Q: What does a cooked chicken and a stoner who is afraid of everything have in common? A: They are both baked chickens.
I took my wife's family out for biscuits and tea. They weren't very happy about having to donate blood though.
Why is it that if you give a child an encyclopedia, lawyer is always the third thing they look up? Because the first thing a child looks up is dog. The second is snake. And under snake, the encyclopedia says See Lawyer.
Chuck Norris paints little red wagons for a living with his victim's blood. But not the wheels. That's just wrong.
What do you call a deer with no eyes? I have no I-Deer.
If you took all the worlds Super Heroes and combined them, Chuck would still kill them instantly.
Stevie Wonder recently told his wife that he wants to see other people.
Why wasn't Jesus born in Tennessee? They couldn't find three wise men and a virgin...
A guy walks into a bar and orders a beer. He only brought enough money for one beer though. As hes drinking his beer, which was quite expensive, he realizes how bad he has to go to the bathroom. Not wanting anyone to drink his expensive beer, he takes out a 3x5 note card and writes on it, "I SPIT IN THIS BEER", and walks to the bathroom. When he comes back about 15 minutes later, theres another 3x5 note card next to his beer saying, "I SPIT IN IT TOO".

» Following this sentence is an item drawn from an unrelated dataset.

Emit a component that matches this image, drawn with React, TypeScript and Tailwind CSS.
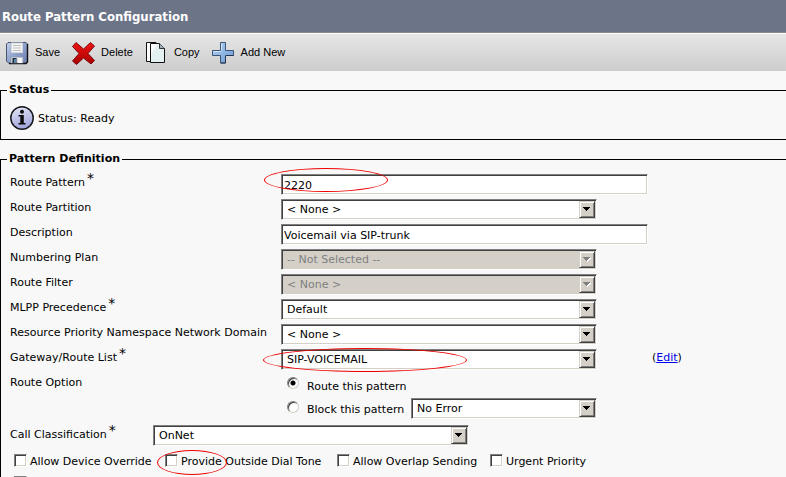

There was a boy and his mother was about to go to work. She said, "Do not open the door for nobody". The boy said, "Okay." So after the mother left a girl came to their house and she said to the boy, "Let me in." The boy said, "I don’t want to, maybe tomorrow”" So the girl went to the window and started knocking on it. Once again she said, "Let me in." The boy finally gave up and let her in. So once she got in she said, "Let’s go upstairs." The boy said, "I don’t want to, maybe tomorrow." The girl kept asking him so he finally gave up. When his mama came into his room she said, "Get off that girl." The boy said, "I don’t want to, maybe tomorrow!"